Not only will Australia do very well as a result of this legislation, as I hope I have demonstrated, it is great legislation by international standards. As the Minister for National Development (Mr Fairbairn) has pointed out, this is the first time that legislation of this nature has been resolved in a federal system. I believe that both West Germany and Canada are watching the outcome of it with great interest. Human nature being what it is, it is no doubt just as well that the various Australian governments resolved their problems before the discovery of offshore oil and gas. It is always easier to divide something that we have not got than it is to divide something tangible. However, the Agreement has been signed. On my own behalf and on behalf of the people of Australia I congratulate the Minister and the Government on what this legislation has achieved.

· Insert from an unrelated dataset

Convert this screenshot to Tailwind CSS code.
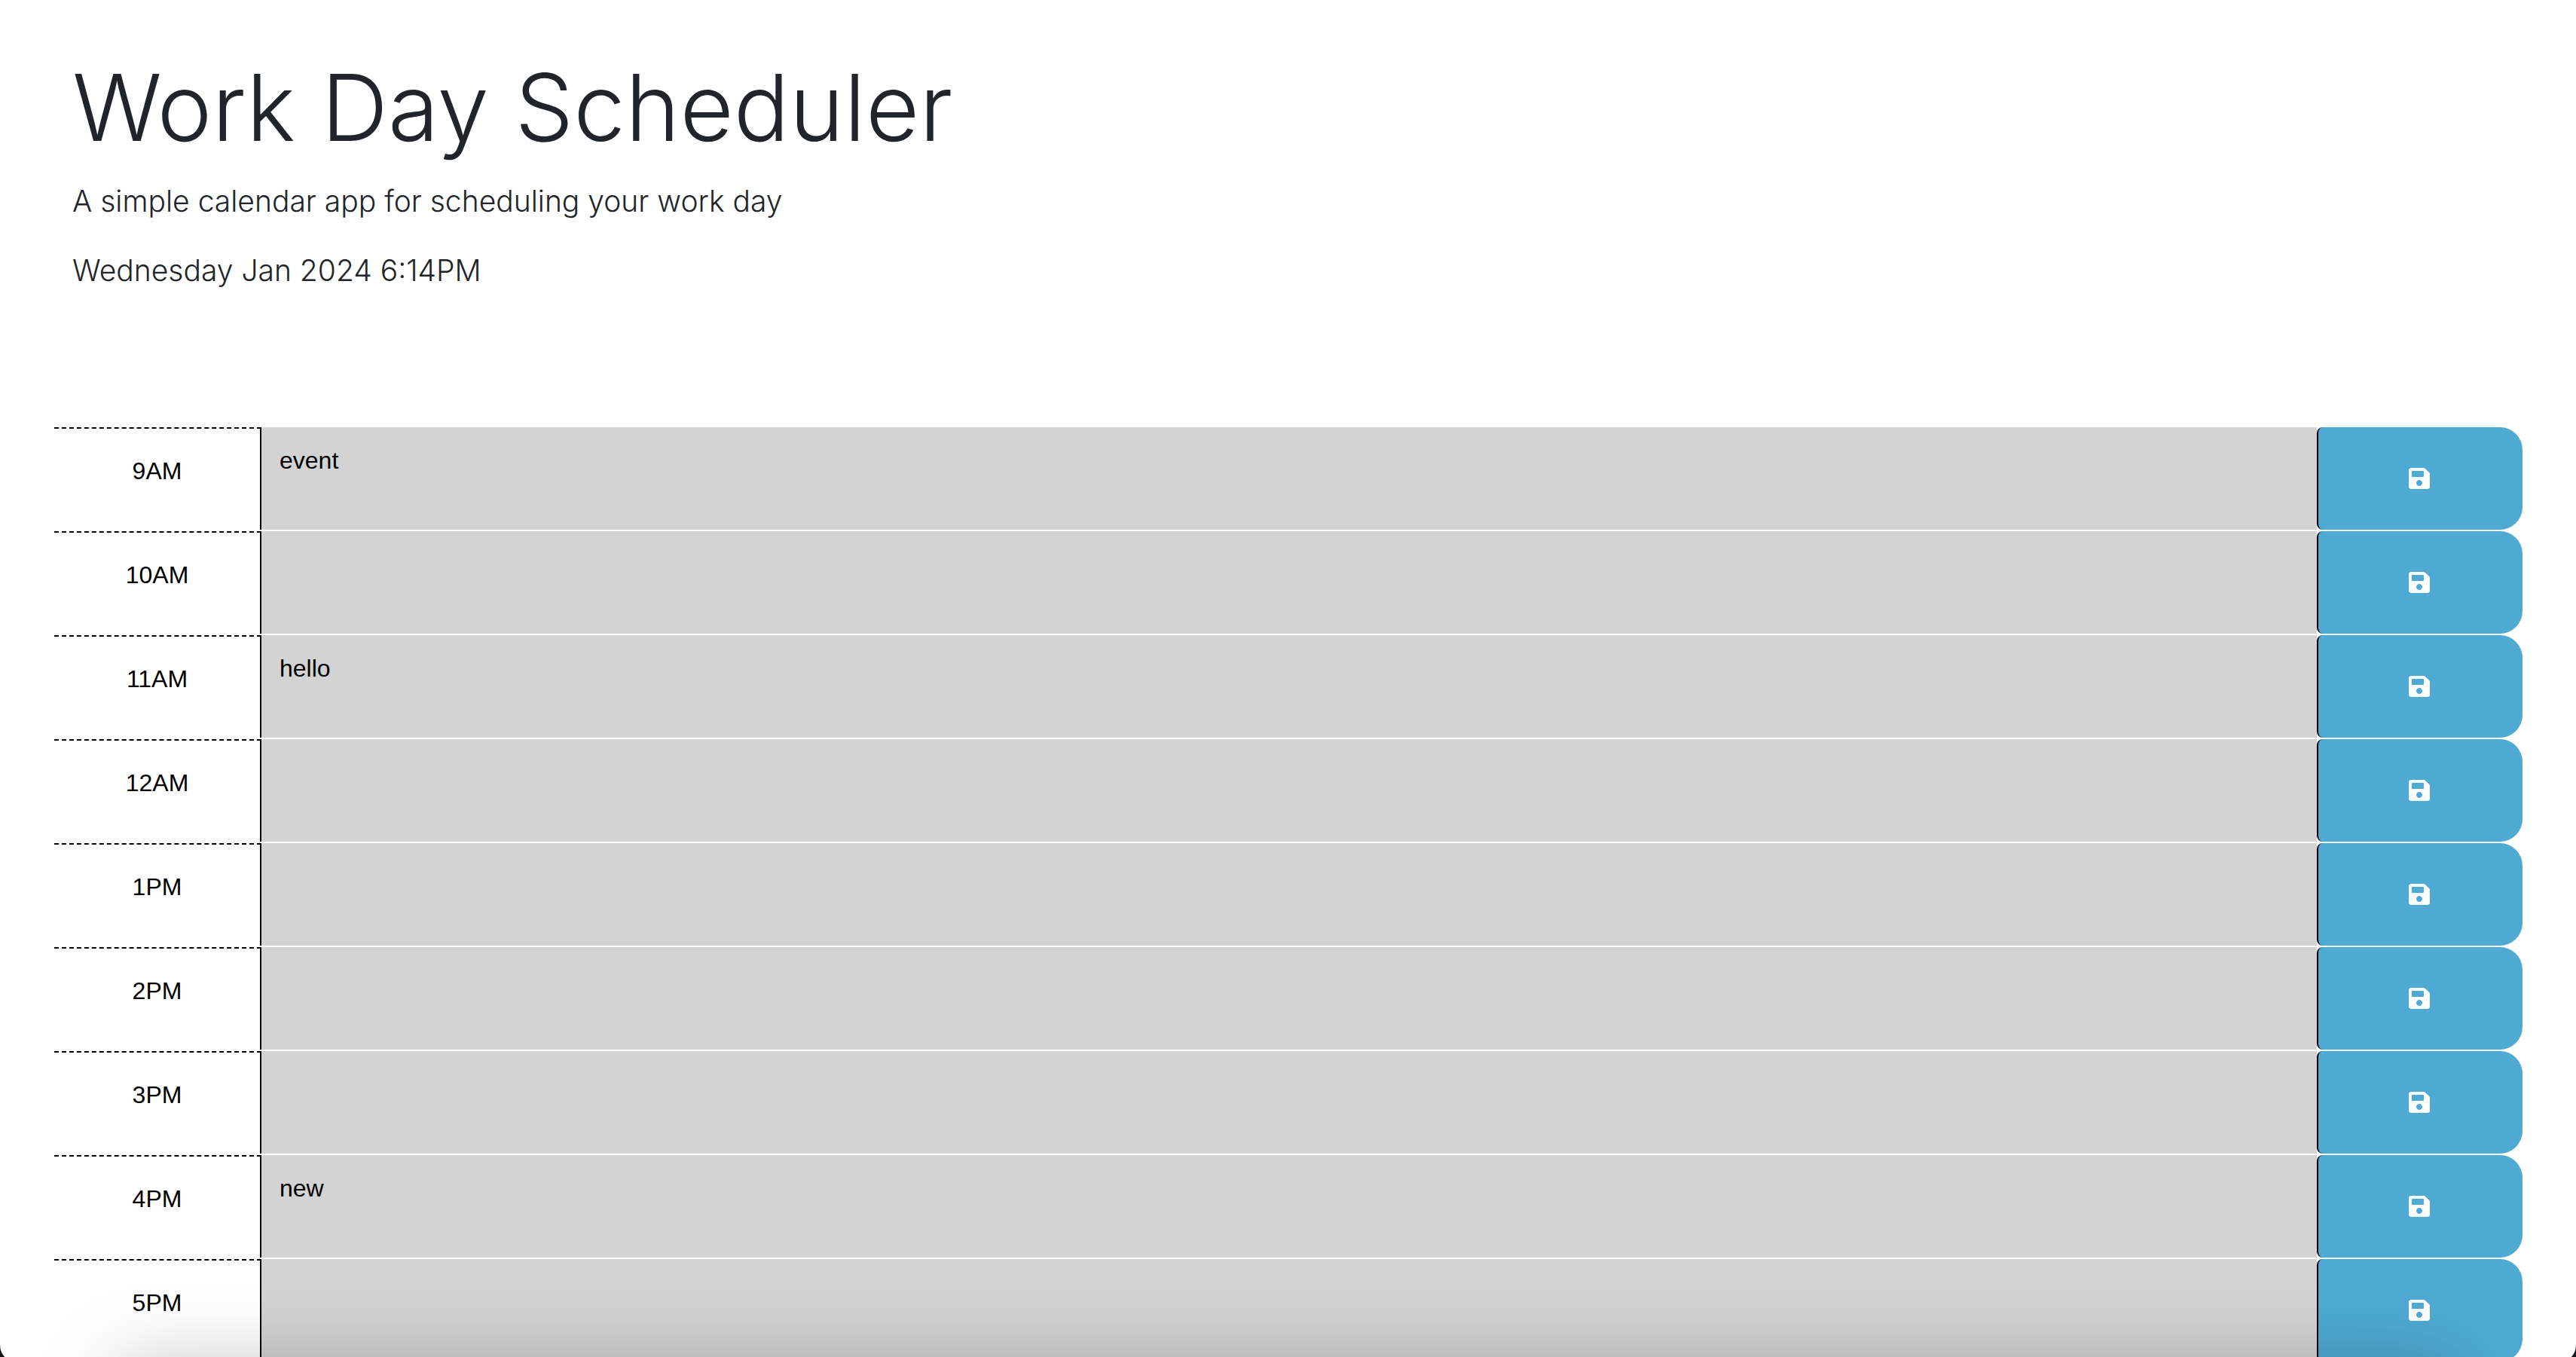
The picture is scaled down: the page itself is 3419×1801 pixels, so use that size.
<!DOCTYPE html>
<html lang="en">
<head>
<meta charset="utf-8">
<meta name="viewport" content="width=device-width, initial-scale=1">
<title>Work Day Scheduler</title>
<script src="https://cdn.jsdelivr.net/npm/@tailwindcss/browser@4"></script>
</head>
<body class="h-screen overflow-hidden bg-white font-['Liberation_Sans',Arial,sans-serif] text-[32px] leading-[48px] text-black">
<svg class="hidden" aria-hidden="true">
  <symbol id="save" viewBox="0 0 448 512"><path d="M433.941 129.941l-83.882-83.882A48 48 0 0 0 316.118 32H48C21.49 32 0 53.49 0 80v352c0 26.51 21.49 48 48 48h352c26.51 0 48-21.49 48-48V163.882a48 48 0 0 0-14.059-33.941zM224 416c-35.346 0-64-28.654-64-64 0-35.346 28.654-64 64-64s64 28.654 64 64c0 35.346-28.654 64-64 64zm96-304.52V212c0 6.627-5.373 12-12 12H76c-6.627 0-12-5.373-12-12V108c0-6.627 5.373-12 12-12h228.52c3.183 0 6.235 1.264 8.485 3.515l3.48 3.48A11.996 11.996 0 0 1 320 111.48z"/></symbol>
</svg>

<header class="px-24 pt-[65px] pb-[178px] font-[Inter,sans-serif] font-light text-[#212529]">
  <h1 class="text-[123px] leading-[156px]">Work Day Scheduler</h1>
  <p class="mt-4 text-[39px] leading-[60px]">A simple calendar app for scheduling your work day</p>
  <p class="mt-8 text-[39px] leading-[60px]">Wednesday Jan 2024 6:14PM</p>
</header>

<main id="rows" class="flex flex-col gap-0.5 pr-[71px] pl-[72px]"></main>

<!-- soft shade along the bottom edge of the window -->
<div class="pointer-events-none fixed inset-x-40 top-full mt-4 h-40 shadow-[0_0_110px_rgba(0,0,0,0.27)]"></div>
<!-- rounded window corners -->
<div class="pointer-events-none fixed inset-x-0 top-0 -bottom-2 rounded-b-3xl shadow-[0_0_0_40px_#18161a]"></div>

<script>
const events = { '9AM': 'event', '11AM': 'hello', '4PM': 'new' };
const hours = ['9AM', '10AM', '11AM', '12AM', '1PM', '2PM', '3PM', '4PM', '5PM'];
document.getElementById('rows').innerHTML = hours.map(h => `
  <div class="flex h-[136px]">
    <label for="t-${h}" class="w-[275px] shrink-0 border-t-2 border-r-2 border-t-black border-r-black [border-top-style:dashed] pt-8 text-center">${h}</label>
    <textarea id="t-${h}" class="block min-w-0 flex-1 resize-none overflow-hidden bg-[#d3d3d3] px-6 py-5 outline-none">${events[h] || ''}</textarea>
    <button type="button" aria-label="Save ${h}" class="flex w-[273px] shrink-0 items-center justify-center rounded-l-lg rounded-r-[30px] border-l-2 border-black bg-[#4faad3] pr-1 text-white">
      <svg class="h-8 w-7 fill-current" aria-hidden="true"><use href="#save"/></svg>
    </button>
  </div>`).join('');
</script>
</body>
</html>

Wednesday, 1 November 1967


– What the Opposition objects to and what I think the nation should object to in this Bill is the complete abdication of Commonwealth power. This is very evident from the manner in which this Bill has been handled and from the manner in which the Agreement has been drafted. The only way in which any change can be effected in the Agreement is by agreement between all the States and the Commonwealth. If any one State disagrees with the proposed change, under this Agreement no alterations can be made. I hope that the Minister for National Development (Mr Fairbairn) can prove me wrong on this point, but this appears to be the import of the clauses in the Agreement. lt is quite obvious at the moment that Victoria stands as the most favoured State with regard to offshore oil and gas, because it has within its section of the continental shelf the greatest reserves so far discovered close to the most economic market. Whether or not these reserves are exploited in the best interests of the nation or of Victoria is now left purely in the hands of the Premier of that State. The national interests have clearly been abdicated. The document which was circulated earlier this year dealing with the exchange of letters between the Prime Minister (Mr Harold Holt) and the Premier of Victoria clearly indicates that the Premier has complete control over the disposal of oil and gas from the fields. I refer to the Prime Minister’s letter dated 16th February 1967. It states, in part:

We are agreed that Victoria should not he required to approve any transaction for the sale of natural gas interstate which would have the effect of putting Victoria at a disadvantage in relation to that interstate purchaser, having regard to the following:

Adequate reserves are available to meet contractural obligations already entered into;

The conditions of such sale and their relation to sales already effected in Victoria;

The effect of the cost of transmission to any such interstate market.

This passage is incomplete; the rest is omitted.